As a document collection grows over time, new terms and concepts inevitably emerge while others may shift in meaning. For example, phrases like "internet of things," and "deep learning" have gained currency in the technical literature in recent years. The same is true for individual words like "multicore" or "qubit". Gist automatically adjusts to these changes in the topical composition of the document collection. It detects this "semantic drift" through its learning algorithm and re-weights concepts and topics accordingly. This makes the system self-evolving and allows it to powerfully and elegantly sustain high precision and recall in the retrieval task as the balance of topics and concepts in a document collection changes.
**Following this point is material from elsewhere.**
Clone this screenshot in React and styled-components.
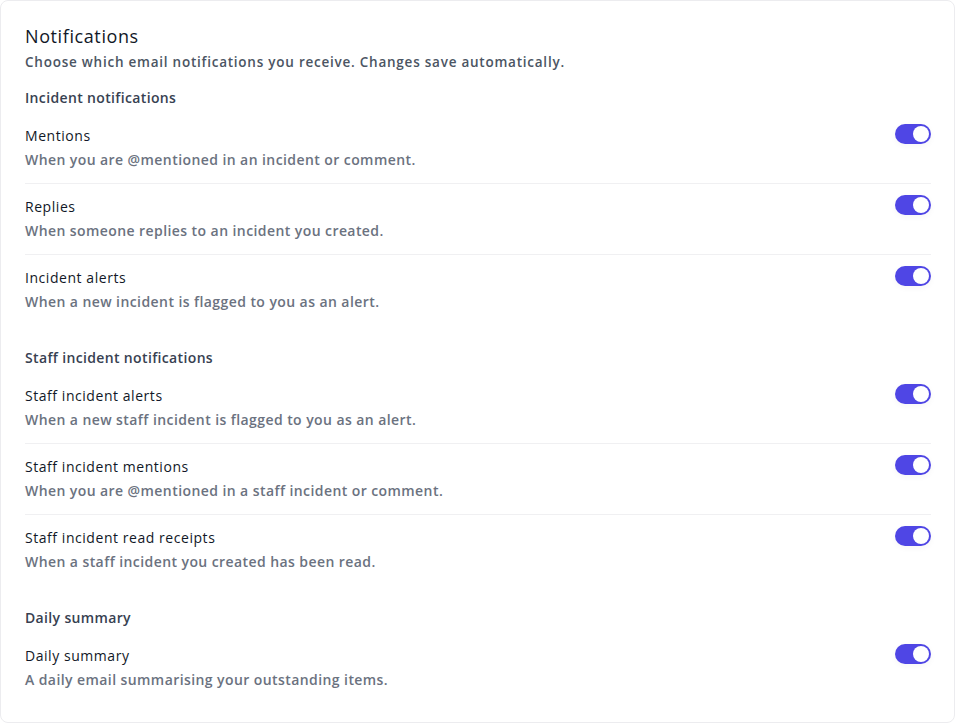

Semantic Search and Knowledge Representation
Semantic search is itself an ambiguous phrase. Some vendors' use it to refer to a search that returns a knowledge representation based on entity and fact extraction. These systems rely on ontologies to define the meaning of terms and typically present graph- based results using subject/predicate/object triples. While these systems deliver value beyond traditional keyword retrieval they typically require "structured" text that has been manually annotated with a machine-readable industry standard mark-up language such as schema.org or the Resource Description Framework (RDF) specifications from the World Wide Web Consortium (W3C). Search engines can use these marked up pages to populate "knowledge panels" or "knowledge graphs" in response to certain types of queries. Gist attacks a different problem in a different way. It doesn't try to extract entities and facts. It doesn't rely on machine-readable semantic mark-up. It processes unstructured, unlabeled text collections and automatically distills the key concepts inherent in the statistical distribution of the words in the documents.